You are…	Default	Why
Building a Next.js / SvelteKit consumer site	Vercel / Cloudflare Pages	Framework-aware, edge SSR, preview-per-PR, free TLS
Shipping a small Go / Python / Node API	Cloud Run / Render / Fly	One container, scale-to-0, deploy via `gcloud run deploy` or `git push`
Glue / webhook / S3-triggered ETL	Lambda / Cloud Functions	Per-event billing; nothing else fits this shape
Cron / scheduled jobs	EventBridge + Lambda; Cloud Scheduler + Cloud Run Jobs	$0 idle, robust retries, observability built-in
Auth / geofence / A/B at request edge	Cloudflare Workers / Vercel Edge	< 5 ms cold start, runs at every POP
20+ services, custom CRDs, service mesh	Managed K8s (Autopilot/Auto Mode)	K8s API, but nodes are someone else's problem
GPU training / inference workload	IaaS GPUs or specialist (Modal, RunPod)	Lambda has no GPU; CaaS GPU support is thin
Stateful service (DB, queue, cache)	Managed service (RDS, MemoryStore, Aurora, Redis Cloud)	Don't run state on FaaS or PaaS — use the DBaaS
Existing Heroku app, growing	Render / Fly first; Cloud Run if data-side is on GCP	Same DX, modern infra, often cheaper

Anti-Patterns

"Lambda for everything"

200 functions, mutually-coupled, sharing one Postgres, on a 14-step Step Function. Move steady-state HTTP services to CaaS; keep FaaS for events.

"K8s for everything"

Three engineers, one Helm chart per service, one Crossplane install per cloud. Cloud Run / App Runner / Container Apps will give back literal months of life.

"Vercel as our backend"

Long DB connections, background jobs, big files, 6 GB function deploys, 10s timeouts. Push your backend off the frontend PaaS; use a real CaaS.

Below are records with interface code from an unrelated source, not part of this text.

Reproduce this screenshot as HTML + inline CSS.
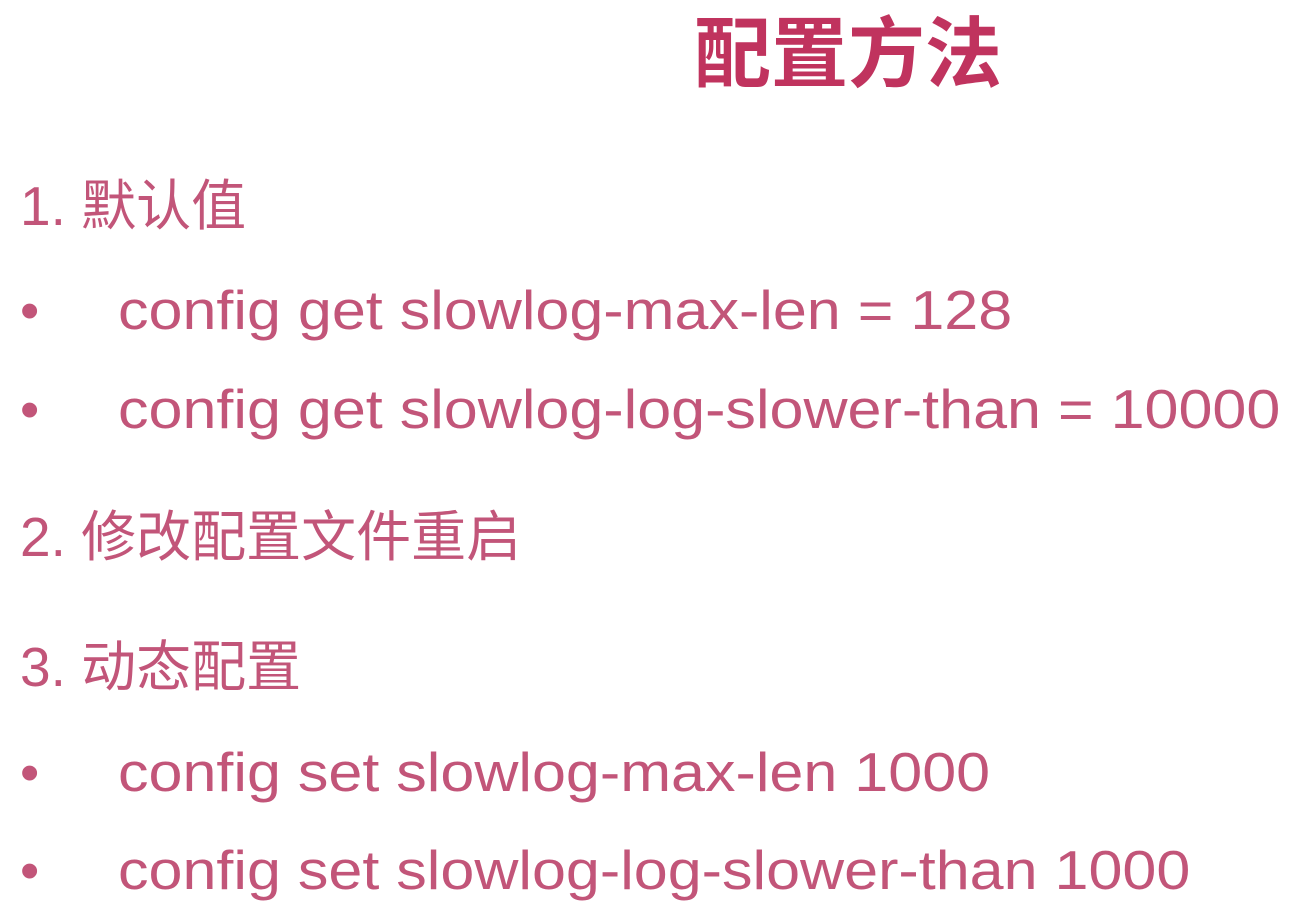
<!DOCTYPE html>
<html><head><meta charset="utf-8"><style>
html,body{margin:0;padding:0;background:#fff;width:1314px;height:908px;overflow:hidden}
div{position:absolute;white-space:nowrap;line-height:1;font-family:"Liberation Sans","Noto Sans CJK SC",sans-serif;color:#c25579}
.t{left:694px;top:17px;font-size:77px;font-weight:bold;color:#c0335e}
.h{left:20px;font-size:55px}
.b{left:20px;font-size:55px}
.b span{position:absolute;left:98px;transform:scaleX(1.11);transform-origin:0 0}
</style></head><body>
<div class="t">配置方法</div>
<div class="h" style="top:179px">1. 默认值</div>
<div class="b" style="top:283px">•<span>config get slowlog-max-len = 128</span></div>
<div class="b" style="top:382px">•<span>config get slowlog-log-slower-than = 10000</span></div>
<div class="h" style="top:510px">2. 修改配置文件重启</div>
<div class="h" style="top:640px">3. 动态配置</div>
<div class="b" style="top:745px">•<span>config set slowlog-max-len 1000</span></div>
<div class="b" style="top:843px">•<span>config set slowlog-log-slower-than 1000</span></div>
</body></html>
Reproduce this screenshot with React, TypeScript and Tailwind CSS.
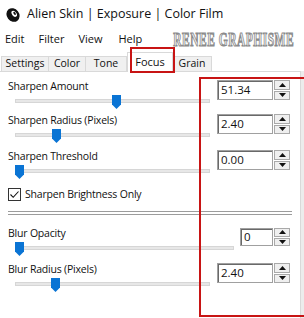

"Multi-cloud abstraction layer"

Abstracting across Lambda + Cloud Functions + Azure Functions in one repo. The lowest common denominator is awful, debugging gets worse, and you still pick a cloud per region. Don't.

"Free tier serverless will never bill"

Until it does. Lambda + S3 + DynamoDB run-away can rack $thousands overnight. Set hard quota / concurrent execution limits / budget alarms before launch.

"Serverless = no monitoring"

If anything you need more instrumentation. Cold starts, throttles, DLQ depth, init duration. Default CloudWatch is the floor; OpenTelemetry → Honeycomb / Datadog / Tempo is what you actually want.

Summary

Three takeaways

Most workloads belong on CaaS (Cloud Run / Container Apps / App Runner). Default there; deviate when there's a real reason.
FaaS is for events, not services. Use it where its shape fits — webhooks, queues, S3 triggers — not as a substitute for an API.
Kubernetes is a platform you build on top of, not a faster way to ship. Choose it deliberately, or you'll feed it for years.

Next in the series

04 SaaS Architecture — multi-tenancy, B2B identity, metering
05 Cloud Security — IAM in depth, secrets, network, compliance
06 LLM-as-a-Service

Companion decks

Deploying Web Applications — beginner introduction
Deploying with Docker — what you put on these platforms
Docker series — building those containers
CI/CD — the pipeline that triggers each deploy

One sentence

"Pick the smallest unit of deploy that fits your workload — function for events, container for services, pod for platforms — and resist the temptation to use the same hammer for all three."